Posted: Fri Oct 26, 2007 12:25 am
by criddic3
Huckabee does quite well in the debates and he seems like a nice man, but I don't see him as President. I don't have that feeling about him. I could be wrong, but this time I think Republicans want to win. This isn't going to be a repeat of 1996 or even 1992, when the party wasn't really in it full-steam ahead. The 2006 defeat was a major wake-up call to a lot of Republicans. They won't settle for someone who is the idealogical-but-not-quite-electable choice this time. However, I wouldn't be shocked to see him as the VP pick.



Edited By criddic3 on 1193376348

Posted: Tue Oct 23, 2007 5:53 pm
by Damien
I've felt all along that Huckabee was the one to watch out for among the Repugnants. The supposed front runners all seemed fatally flawed to me in terms of what the goons who vote in their primaries are looking for. Huckabee, though, is a lunatic extremist who speaks reasonably and comes across as a fairly nice guy, not a firebrand (hell, he's even made several appearances on Bill Maher). I'm still surprided he's not leading in the polls (for the nomination). I wouldn't be surprised if come February/March he is.

Posted: Tue Oct 23, 2007 4:35 pm
by Greg
No wonder Mike Huckabee is the new rising star in the Republican Party.
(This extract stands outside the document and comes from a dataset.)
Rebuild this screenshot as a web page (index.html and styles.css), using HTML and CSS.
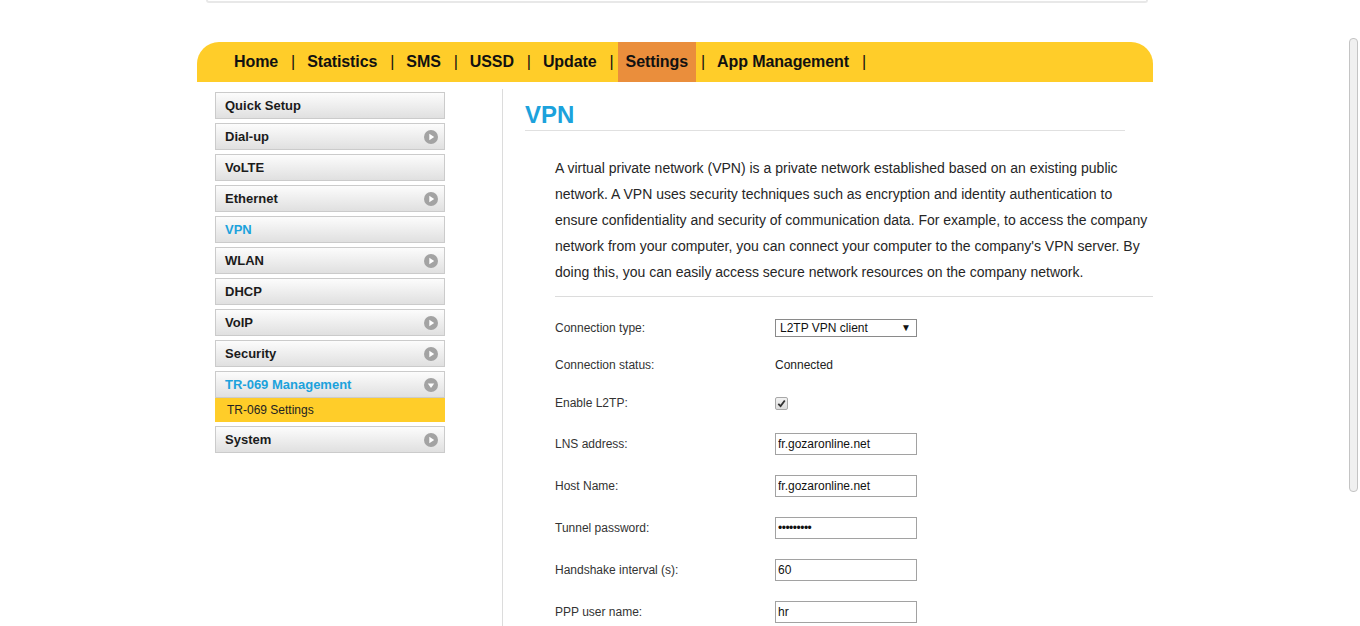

In an under-the-radar interview that aired on CNN Friday night (Oct. 19), conservative talk show host Glenn Beck asked Republican presidential candidate Mike Huckabee about current events in the Middle East. Then came the payoff question about Armageddon, and Huckabee delivered the ministerial money shot for values voters everywhere:

BECK: You're a biblical guy. You're a preacher. Do you believe we are possibly facing "End Times" scenarios with any of the events that we're seeing?
HUCKABEE: You know, every generation has thought that they were, and we could be, but we don't ever act like, "OK, this is it," so we just sit back and coast and ride it out until the end. We always act as if it could be today, but we also plan as if it could be 100,000 years from now.